Unzip this file, and you should see the following files:

long_example/
    long_data_file.csv  # the data file
    long_data_file_format.json  # the format of that file
    long_example.ipynb  # a Jupyter notebook containing this example
    sample_list.txt  # a list of samples in plain text format
    sample_list.xslx  # a list of samples in an Excel file.

1. Load Sample List

First, read in the list of samples in the file. We have examples in two formats here - both plain text and in an Excel file. We don’t care what format the sample list is in, as long as you can read it in to Python as an array or a list. In the case of these examples:

Text File

import numpy as np
sample_list = np.genfromtxt('long_example/sample_list.txt',  # read this file
                            dtype=str,  # the data are in text ('string') format
                            delimiter='\n',  # separated by new-line characters
                            comments='#'  # and lines starting with # should be ignored.
                            )

This loads the sample list into a numpy array, which looks like this:

array(['NIST 612', 'NIST 612', 'NIST 610', 'jcp', 'jct', 'jct',
       'Sample_1', 'Sample_1', 'Sample_1', 'Sample_1', 'Sample_1',
       'Sample_2', 'Sample_2', 'Sample_2', 'Sample_3', 'Sample_3',
       'Sample_3', 'Sample_4', 'Sample_4', 'Sample_4', 'Sample_5',
       'Sample_5', 'Sample_5', 'Sample_5', 'Sample_5', 'Sample_5',
       'NIST 612', 'NIST 612', 'NIST 610', 'jcp', 'jct', 'jct'],
      dtype='<U8')

Excel File

import pandas as pd
sample_list = pd.read_excel('long_example/sample_list.xlsx')

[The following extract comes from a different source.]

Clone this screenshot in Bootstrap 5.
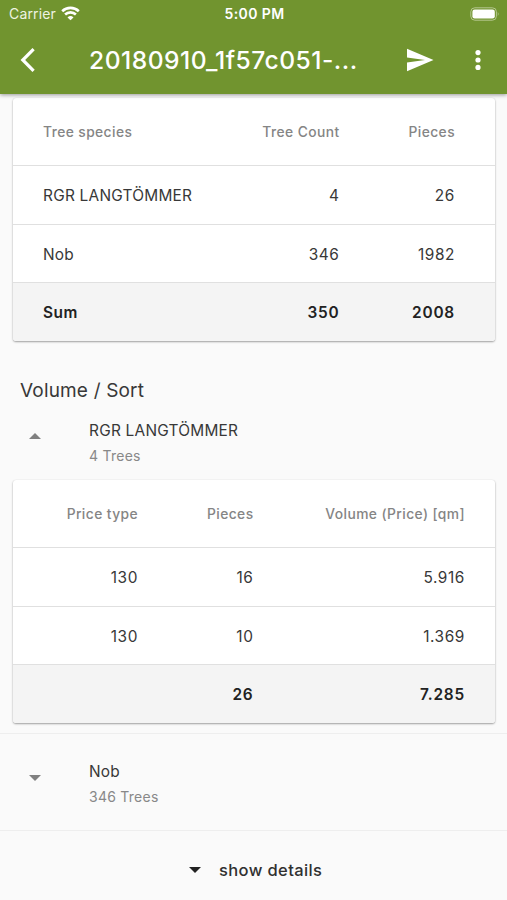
<!DOCTYPE html>
<html lang="en">
<head>
<meta charset="utf-8">
<meta name="viewport" content="width=device-width, initial-scale=1">
<title>Tree species summary</title>
<link href="https://cdn.jsdelivr.net/npm/bootstrap@5.3.0/dist/css/bootstrap.min.css" rel="stylesheet">
<style>
body { font-family: Inter, Roboto, sans-serif; background: #fafafa; color: #383838; font-size: 15.4px; line-height: 20px; letter-spacing: .25px; height: 900px; overflow: hidden; }
svg { display: block; flex: none; }
.app-header { background: #71942f; height: 94px; box-shadow: 0 1px 4px rgba(0,0,0,.4); position: relative; z-index: 2; }
.status-bar { height: 27px; font-size: 14px; display: grid; grid-template-columns: 1fr auto 1fr; padding: 0 7px 0 9px; }
.clock { font-weight: 600; font-size: 14px; letter-spacing: .4px; }
.carrier { color: #eef3e2; letter-spacing: .15px; }
.toolbar { height: 65px; padding: 0 26px 0 20px; }
.toolbar-title { font-size: 24.6px; font-weight: 500; line-height: 32px; margin-left: 53px; width: 285px; letter-spacing: .48px; }
.data-card { margin: 0 12px 0 13px; border-radius: 3px; background: #fff; box-shadow: 0 1px 2px rgba(0,0,0,.36), 0 0 1px rgba(0,0,0,.12); overflow: hidden; }
.data-table { table-layout: fixed; width: 482px; border-collapse: separate; border-spacing: 0; }
.data-table th { height: 67px; font-size: 13.8px; font-weight: 500; color: #858585; letter-spacing: .42px; }
.data-table td { height: 58.7px; border-top: 1px solid #e0e0e0; }
.data-table th, .data-table td { padding: 0; vertical-align: middle; }
.data-table td { padding-top: 2px; }
.data-table td.text-end { letter-spacing: .6px; }
.data-table .sum-row td { background: #f4f4f4; font-weight: 600; color: #222; letter-spacing: .8px; }
.data-table .sum-row td.first-cell { letter-spacing: .5px; }
.w-species { width: 200px; }
.w-count { width: 126.5px; }
.w-type { width: 125px; }
.w-pieces { width: 115.5px; }
.w-volume { width: 211.5px; }
.first-cell { padding-left: 30px !important; }
.section-title { font-size: 19px; line-height: 26px; margin: 37px 0 0 20px; letter-spacing: .17px; font-weight: 400; }
.species-row { padding-left: 29px; }
.species-text { margin-left: 48px; }
.sub-label { font-size: 14px; color: #888; line-height: 20px; margin-top: 5px; letter-spacing: .25px; }
.open-row { height: 76px; padding-top: 17px; }
.closed-row { height: 98px; border-top: 1px solid #eee; border-bottom: 1px solid #eee; margin-top: 10px; padding-top: 4px; }
.details-btn { height: 69px; padding: 9px 0 0 189px; font-weight: 500; font-size: 16.5px; color: #303030; letter-spacing: .38px; background: none; border: 0; }
</style>
<script src="https://cdn.jsdelivr.net/npm/bootstrap@5.3.0/dist/js/bootstrap.bundle.min.js" defer></script>
</head>
<body>
<header class="app-header text-white">
  <div class="status-bar align-items-center">
    <div class="d-flex align-items-center carrier">Carrier
      <svg width="19" height="15" viewBox="0 0 19 15" fill="none" stroke="#fff" stroke-width="2.6" style="margin-left:5px"><path d="M1.2 5.2A12 12 0 0 1 17.8 5.2M4.1 8.5A7.8 7.8 0 0 1 14.9 8.5"/><path d="M9.5 14.3L6.5 11.4A4.5 4.5 0 0 1 12.5 11.4Z" fill="#fff" stroke="none"/></svg>
    </div>
    <div class="clock">5:00 PM</div>
    <svg class="ms-auto" width="30" height="14" viewBox="0 0 30 14"><rect x=".8" y=".8" width="25.6" height="12.4" rx="4" fill="none" stroke="#b5c78f"/><rect x="2.4" y="2.4" width="22.4" height="9.2" rx="2.3" fill="#fff"/><path d="M27.8 4.8q1.7 2.2 0 4.4z" fill="#b5c78f"/></svg>
  </div>
  <div class="toolbar d-flex align-items-center">
    <svg width="16" height="24" viewBox="0 0 16 24" fill="none" stroke="#fff" stroke-width="3.2"><path d="M13.6 1.2L2.8 12L13.6 22.8"/></svg>
    <div class="toolbar-title">20180910_1f57c051-...</div>
    <svg class="ms-auto" width="28" height="24" viewBox="0 0 28 24" fill="#fff"><path d="M1 .8L27.5 12L1 23.2V14.5L19 12L1 9.5Z"/></svg>
    <svg width="6" height="20" viewBox="0 0 6 20" fill="#fff" style="margin-left:41px"><circle cx="3" cy="2.6" r="2.6"/><circle cx="3" cy="10" r="2.6"/><circle cx="3" cy="17.4" r="2.6"/></svg>
  </div>
</header>
<main>
  <section class="data-card mt-1">
    <table class="data-table">
      <colgroup><col class="w-species"><col class="w-count"><col><col style="width:40px"></colgroup>
      <thead><tr><th class="first-cell">Tree species</th><th class="text-end">Tree Count</th><th class="text-end">Pieces</th><th></th></tr></thead>
      <tbody>
        <tr><td class="first-cell">RGR LANGTÖMMER</td><td class="text-end">4</td><td class="text-end">26</td><td></td></tr>
        <tr><td class="first-cell">Nob</td><td class="text-end">346</td><td class="text-end">1982</td><td></td></tr>
        <tr class="sum-row"><td class="first-cell">Sum</td><td class="text-end">350</td><td class="text-end">2008</td><td></td></tr>
      </tbody>
    </table>
  </section>
  <h2 class="section-title">Volume / Sort</h2>
  <div class="species-row open-row d-flex">
    <svg width="12" height="6" viewBox="0 0 12 6" fill="#808080" style="margin-top:12px"><path d="M0 6L6 0L12 6Z"/></svg>
    <div class="species-text"><div>RGR LANGTÖMMER</div><div class="sub-label">4 Trees</div></div>
  </div>
  <section class="data-card">
    <table class="data-table">
      <colgroup><col class="w-type"><col class="w-pieces"><col class="w-volume"><col></colgroup>
      <thead><tr><th class="text-end">Price type</th><th class="text-end">Pieces</th><th class="text-end">Volume (Price) [qm]</th><th></th></tr></thead>
      <tbody>
        <tr><td class="text-end">130</td><td class="text-end">16</td><td class="text-end">5.916</td><td></td></tr>
        <tr><td class="text-end">130</td><td class="text-end">10</td><td class="text-end">1.369</td><td></td></tr>
        <tr class="sum-row"><td></td><td class="text-end">26</td><td class="text-end">7.285</td><td></td></tr>
      </tbody>
    </table>
  </section>
  <div class="species-row closed-row d-flex align-items-center">
    <svg width="12" height="6" viewBox="0 0 12 6" fill="#808080" style="margin-top:-12px"><path d="M0 0L6 6L12 0Z"/></svg>
    <div class="species-text"><div>Nob</div><div class="sub-label">346 Trees</div></div>
  </div>
  <button type="button" class="details-btn d-flex align-items-center">
    <svg width="12" height="6" viewBox="0 0 12 6" fill="#222"><path d="M0 0L6 6L12 0Z"/></svg>
    <span style="margin-left:18px">show details</span>
  </button>
</main>
</body>
</html>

This will load the data into a DataFrame, which looks like this:

Order Samples
1 NIST 612
2 NIST 612
3 NIST 610
4 jcp
5 jct
6 jct
7 Sample_1
8 Sample_1
9 Sample_1
10 Sample_1
11 Sample_1
12 Sample_2
13 Sample_2
14 Sample_2
15 Sample_3
16 Sample_3
17 Sample_3
18 Sample_4
19 Sample_4
20 Sample_4
21 Sample_5
22 Sample_5
23 Sample_5
24 Sample_5
25 Sample_5
26 Sample_5
27 NIST 612
28 NIST 612
29 NIST 610
30 jcp
31 jct
32 jct

The sample names can be accessed using:

sample_list.loc[:, 'Samples']

2. Split the Long File

import latools as la

fig, ax = la.preprocessing.long_file('long_example/long_data_file.csv',
                                     dataformat='long_example/long_data_file_format.json',
                                     sample_list=sample_list.loc[:, 'Samples'])  # note we're using the excel file here.

This will produce some output telling you what it’s done:

The single long file has been split into 13 component files in the format that latools expects - each file contains ablations of a single sample. Note that consecutive ablations with the same sample are combined into single files, and if a sample name is repeated _N is appended to the sample name, to make the file name unique.

The function also produces a plot showing how it has split the files:

3. Check Output

So far so good, right? NO! This split has not worked properly.

Take a look at the printed output. On the second line, it says that the number of samples in the list and the number of ablations don’t match. This is a red flag - either your sample list is wrong, or latools is not correctly identifying the number of ablations.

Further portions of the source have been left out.